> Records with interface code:

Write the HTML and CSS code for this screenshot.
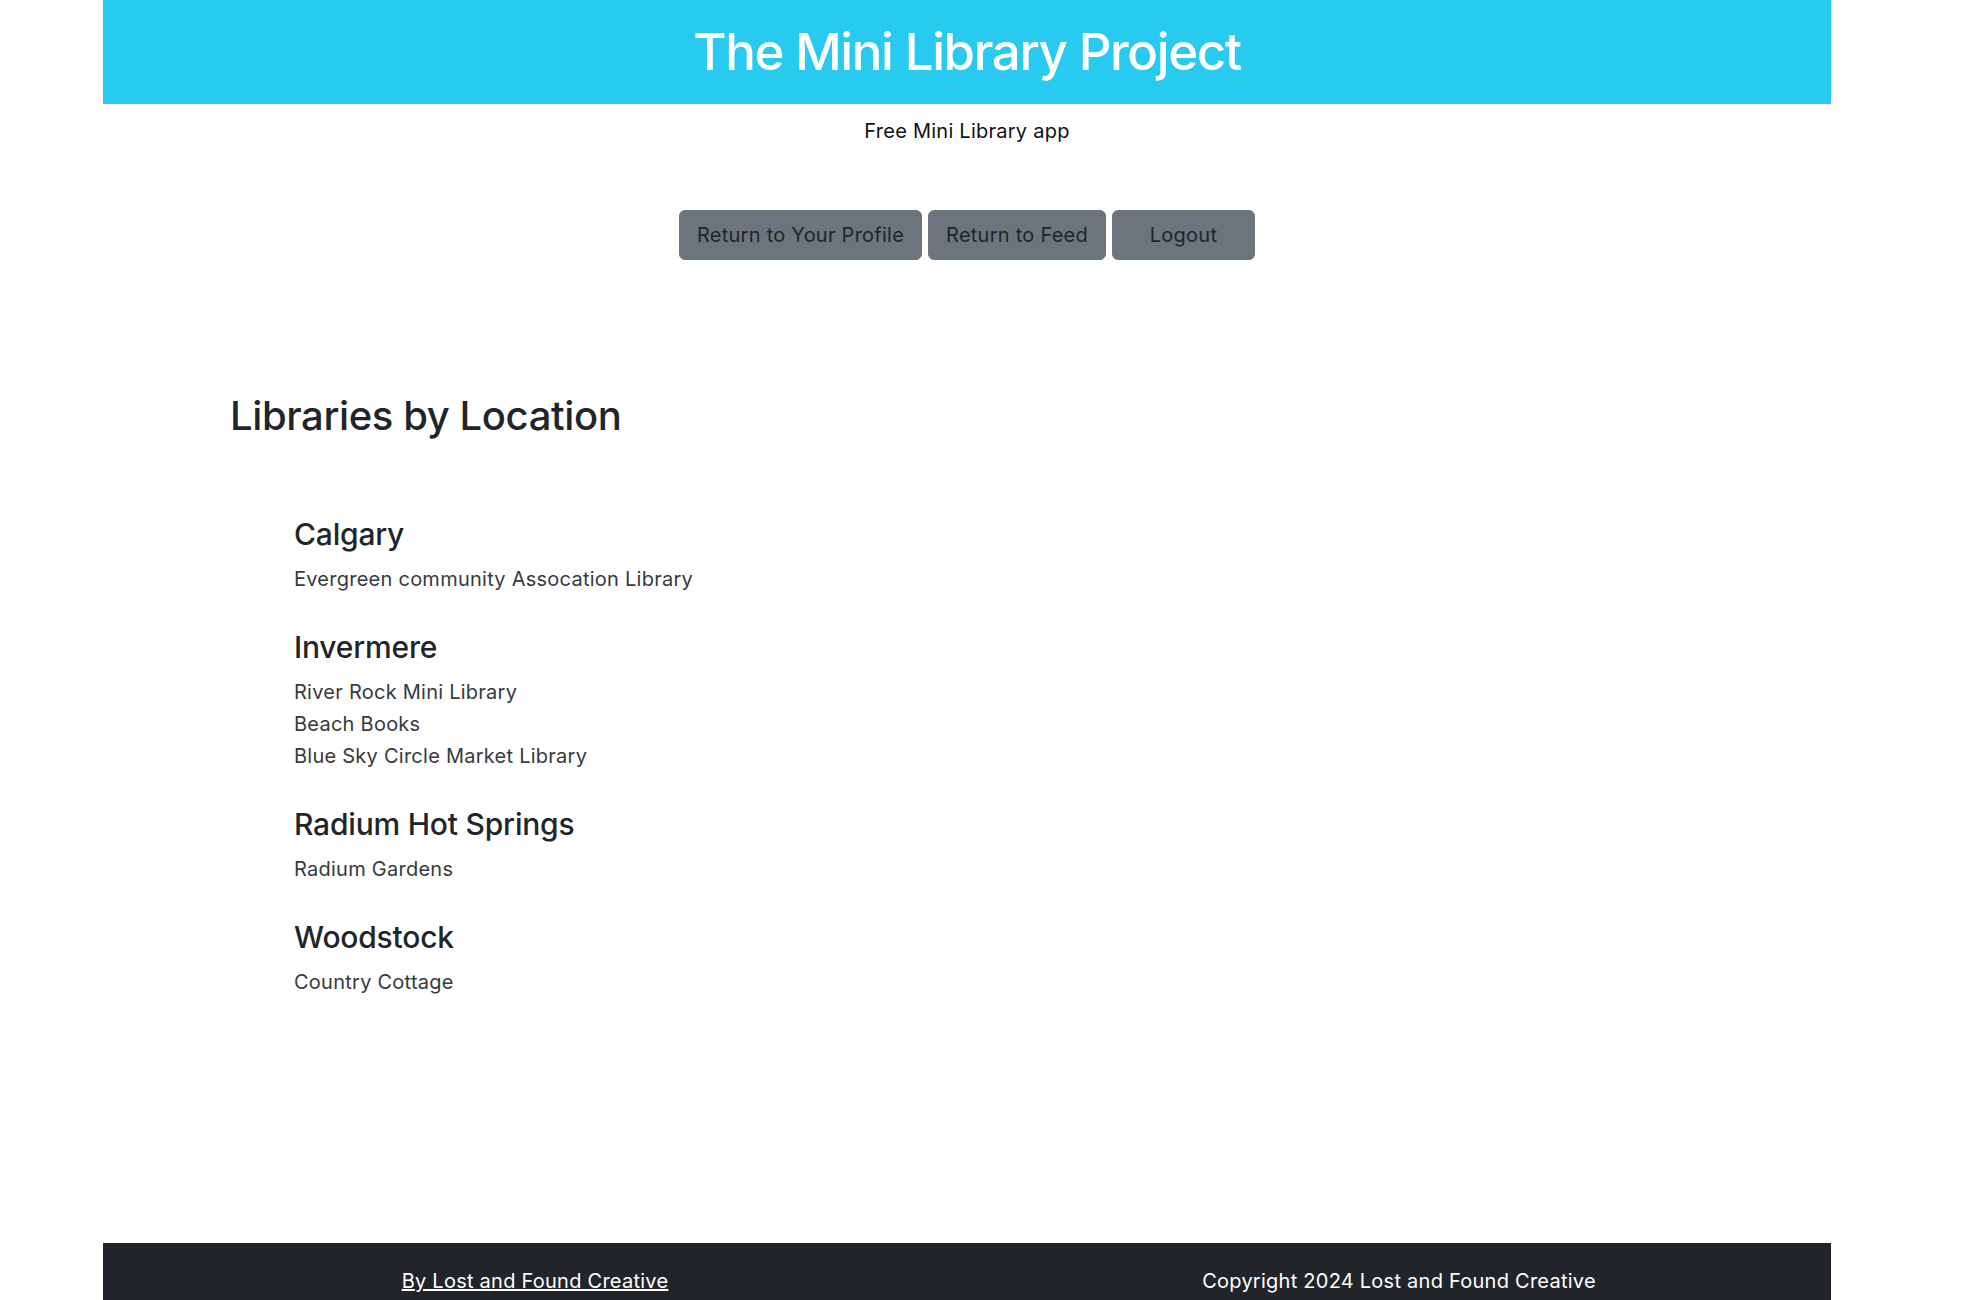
FILE: index.html
```html
<!DOCTYPE html>
<html lang="en">
<head>
<meta charset="utf-8">
<title>The Mini Library Project</title>
<link rel="stylesheet" href="styles.css">
</head>
<body>
<div class="page">
  <header class="hero">
    <h1 class="hero-title">The Mini Library Project</h1>
  </header>
  <p class="tagline">Free Mini Library app</p>
  <nav class="actions">
    <a class="btn" href="#">Return to Your Profile</a>
    <a class="btn" href="#">Return to Feed</a>
    <button class="btn btn-logout" type="button">Logout</button>
  </nav>
  <main class="content">
    <h2 class="section-title">Libraries by Location</h2>
    <div class="locations">
      <section class="location">
        <h4 class="location-name">Calgary</h4>
        <ul class="library-list">
          <li>Evergreen community Assocation Library</li>
        </ul>
      </section>
      <section class="location">
        <h4 class="location-name">Invermere</h4>
        <ul class="library-list">
          <li>River Rock Mini Library</li>
          <li>Beach Books</li>
          <li>Blue Sky Circle Market Library</li>
        </ul>
      </section>
      <section class="location">
        <h4 class="location-name">Radium Hot Springs</h4>
        <ul class="library-list">
          <li>Radium Gardens</li>
        </ul>
      </section>
      <section class="location">
        <h4 class="location-name">Woodstock</h4>
        <ul class="library-list">
          <li>Country Cottage</li>
        </ul>
      </section>
    </div>
  </main>
  <footer class="site-footer">
    <div class="footer-col"><a class="footer-link" href="#">By Lost and Found Creative</a></div>
    <div class="footer-col">Copyright 2024 Lost and Found Creative</div>
  </footer>
</div>
</body>
</html>
```
FILE: styles.css
```css
* { box-sizing: border-box; }
html, body { margin: 0; padding: 0; background: #fff; }
body {
  font-family: Inter, "Noto Sans", "Liberation Sans", sans-serif;
  font-size: 20px;
  line-height: 1.5;
  letter-spacing: 0.25px;
  color: #212529;
}
.page {
  width: 1728px;
  margin-left: 103px;
}
.hero {
  background: #29caef;
  height: 104px;
  display: flex;
  align-items: center;
  justify-content: center;
}
.hero-title {
  margin: 0;
  color: #fff;
  font-size: 51px;
  font-weight: 500;
  line-height: 1.2;
  letter-spacing: -1.4px;
}
.tagline {
  margin: 12px 0 0;
  text-align: center;
  line-height: 30px;
  color: #111;
}
.actions {
  margin-top: 64px;
  display: flex;
  justify-content: center;
  gap: 6px;
}
.btn {
  display: inline-flex;
  align-items: center;
  justify-content: center;
  height: 50px;
  padding: 0 17px;
  background: #6c757d;
  border: 1px solid #6c757d;
  border-radius: 6px;
  color: #212529;
  font-family: inherit;
  font-size: 20px;
  letter-spacing: 0.25px;
  text-decoration: none;
  cursor: pointer;
}
.btn-logout { width: 143px; }
.content {
  padding-left: 127px;
  margin-top: 132px;
  padding-bottom: 245px;
}
.section-title {
  margin: 0;
  font-size: 40px;
  font-weight: 500;
  line-height: 48px;
  letter-spacing: -0.4px;
}
.locations {
  margin-top: 76px;
  padding-left: 64px;
  display: flex;
  flex-direction: column;
  gap: 34px;
}
.location-name {
  margin: 0 0 11px;
  font-size: 30px;
  font-weight: 500;
  line-height: 36px;
  letter-spacing: -0.2px;
}
.library-list {
  list-style: none;
  margin: 0;
  padding: 0;
  color: #373a3d;
  line-height: 32px;
}
.site-footer {
  background: #212529;
  color: #fff;
  display: grid;
  grid-template-columns: 1fr 1fr;
  padding: 23px 0 20px;
  line-height: 30px;
}
.footer-col { text-align: center; }
.footer-link { color: #fff; text-decoration: underline; }
```
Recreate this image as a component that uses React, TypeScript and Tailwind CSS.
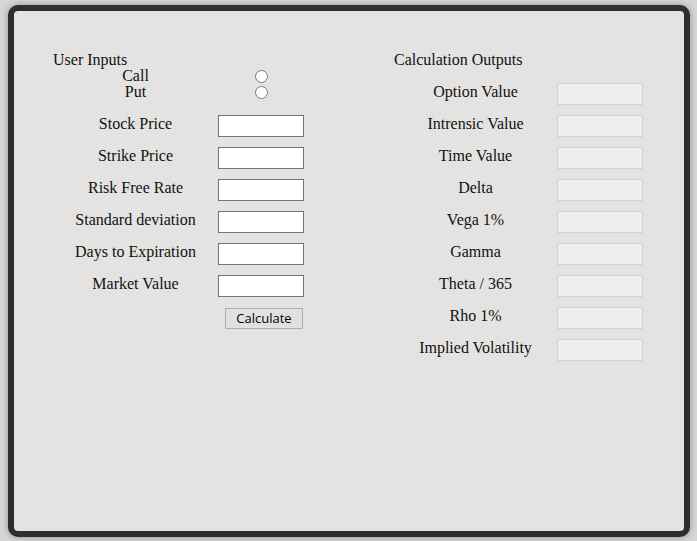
import { useState } from 'react';

const inputRows = ['Stock Price', 'Strike Price', 'Risk Free Rate', 'Standard deviation', 'Days to Expiration', 'Market Value'];
const outputRows = ['Option Value', 'Intrensic Value', 'Time Value', 'Delta', 'Vega 1%', 'Gamma', 'Theta / 365', 'Rho 1%', 'Implied Volatility'];

export default function App() {
  const [type, setType] = useState('');

  return (
    <div className="w-[697px] h-[541px] bg-[#d6d6d6] pl-2 pt-[5px] font-['Liberation_Serif',serif] text-[16px] text-[#111]">
      <div className="w-[682px] h-[532px] rounded-[10px] border-[6px] border-[#2e2e2e] bg-[#e4e3e1] shadow-[0_0_6px_rgba(0,0,0,0.35)] pl-[39px] pt-10 flex gap-[89px]">
        <div className="w-[252px] shrink-0 flex flex-col">
          <div className="h-[18px] leading-[18px]">User Inputs</div>
          {['Call', 'Put'].map((t) => (
            <div key={t} className="flex h-4 items-center -mt-[1px] mb-[1px]">
              <span className="w-[165px] shrink-0 text-center leading-4">{t}</span>
              <span className="w-[86px] flex justify-center">
                <input
                  type="radio"
                  name="type"
                  checked={type === t}
                  onChange={() => setType(t)}
                  className="m-0 w-[13px] h-[13px]"
                />
              </span>
            </div>
          ))}
          <div className="mt-[9px]">
            {inputRows.map((l) => (
              <div key={l} className="flex h-8 items-center">
                <span className="w-[165px] shrink-0 text-center pb-1">{l}</span>
                <input type="text" className="w-[86px] shrink-0 h-[22px] bg-white border border-[#767676] px-1 text-[13px] outline-none" />
              </div>
            ))}
          </div>
          <button className="mt-[6px] ml-[172px] w-[78px] h-[21px] bg-[#e1e1e1] border border-[#adadad] font-['Open_Sans','Liberation_Sans',sans-serif] text-[13px] leading-none text-black">
            Calculate
          </button>
        </div>
        <div className="w-[250px] shrink-0 flex flex-col">
          <div className="h-[18px] leading-[18px]">Calculation Outputs</div>
          <div className="mt-[9px]">
            {outputRows.map((l) => (
              <div key={l} className="flex h-8 items-center">
                <span className="w-[163px] shrink-0 text-center pb-1">{l}</span>
                <input type="text" disabled className="w-[86px] shrink-0 h-[22px] bg-[#efefef] border border-[#d2d2d2]" />
              </div>
            ))}
          </div>
        </div>
      </div>
    </div>
  );
}
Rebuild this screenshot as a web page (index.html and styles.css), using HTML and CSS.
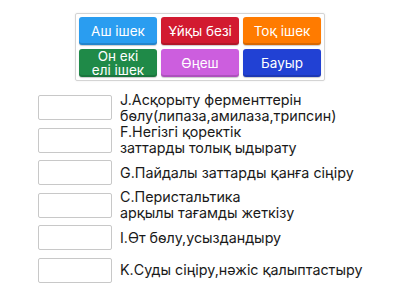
FILE: index.html
```html
<!DOCTYPE html>
<html>
<head>
<meta charset="utf-8">
<link rel="stylesheet" href="styles.css">
</head>
<body>
<div class="bank">
  <div class="tile t-blue">Аш ішек</div>
  <div class="tile t-red">Ұйқы безі</div>
  <div class="tile t-orange">Тоқ ішек</div>
  <div class="tile t-green">Он екі<br>елі ішек</div>
  <div class="tile t-purple">Өңеш</div>
  <div class="tile t-navy">Бауыр</div>
</div>
<div class="list">
  <div class="row"><div class="slot"></div><div class="label">J.Асқорыту ферменттерін<br>бөлу(липаза,амилаза,трипсин)</div></div>
  <div class="row"><div class="slot"></div><div class="label">F.Негізгі қоректік<br>заттарды толық ыдырату</div></div>
  <div class="row"><div class="slot"></div><div class="label">G.Пайдалы заттарды қанға сіңіру</div></div>
  <div class="row"><div class="slot"></div><div class="label">C.Перистальтика<br>арқылы тағамды жеткізу</div></div>
  <div class="row"><div class="slot"></div><div class="label">I.Өт бөлу,усыздандыру</div></div>
  <div class="row"><div class="slot"></div><div class="label">K.Суды сіңіру,нәжіс қалыптастыру</div></div>
</div>
</body>
</html>
```
FILE: styles.css
```css
html, body {
  margin: 0;
  padding: 0;
  background: #fff;
}
body {
  width: 400px;
  height: 300px;
  overflow: hidden;
  font-family: Inter, "Liberation Sans", Arial, sans-serif;
}
.bank {
  box-sizing: border-box;
  width: 250px;
  margin: 13px auto 0;
  padding: 3px;
  border: 1px solid #d4d4d4;
  border-radius: 2px;
  display: grid;
  grid-template-columns: repeat(3, 78px);
  grid-auto-rows: 28px;
  gap: 4px;
  box-shadow: 0 0 2px rgba(0,0,0,0.08);
}
.tile {
  border-radius: 3px;
  color: #fff;
  font-size: 13.5px;
  line-height: 14px;
  display: flex;
  align-items: center;
  justify-content: center;
  text-align: center;
  box-shadow: inset 0 -2px 0 rgba(0,0,0,0.15), 0 1px 1px rgba(0,0,0,0.2);
}
.t-blue { background: #2a9df0; }
.t-red { background: #d21a30; }
.t-orange { background: #ff7b00; }
.t-green { background: #1f8a48; }
.t-purple { background: #cc5ede; }
.t-navy { background: #2141d4; }
.list {
  margin: 14px 0 0 38px;
  display: flex;
  flex-direction: column;
  gap: 7.5px;
}
.row {
  display: flex;
  align-items: center;
  height: 25px;
  gap: 8px;
}
.slot {
  box-sizing: border-box;
  width: 74px;
  height: 25px;
  flex: none;
  border: 1px solid #c8c8c8;
  border-radius: 2px;
  background: #fff;
}
.label {
  font-size: 14.3px;
  line-height: 16px;
  color: #1a1a1a;
  white-space: nowrap;
}
```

> Task:
Above this task is a listing with pictures in it. Retype only the lines from the one containing "Recreate this image" through the one containing "const [type, setType] = useState('');", both included, and not the pictures.

> Final result:
Recreate this image as a component that uses React, TypeScript and Tailwind CSS.
import { useState } from 'react';

const inputRows = ['Stock Price', 'Strike Price', 'Risk Free Rate', 'Standard deviation', 'Days to Expiration', 'Market Value'];
const outputRows = ['Option Value', 'Intrensic Value', 'Time Value', 'Delta', 'Vega 1%', 'Gamma', 'Theta / 365', 'Rho 1%', 'Implied Volatility'];

export default function App() {
  const [type, setType] = useState('');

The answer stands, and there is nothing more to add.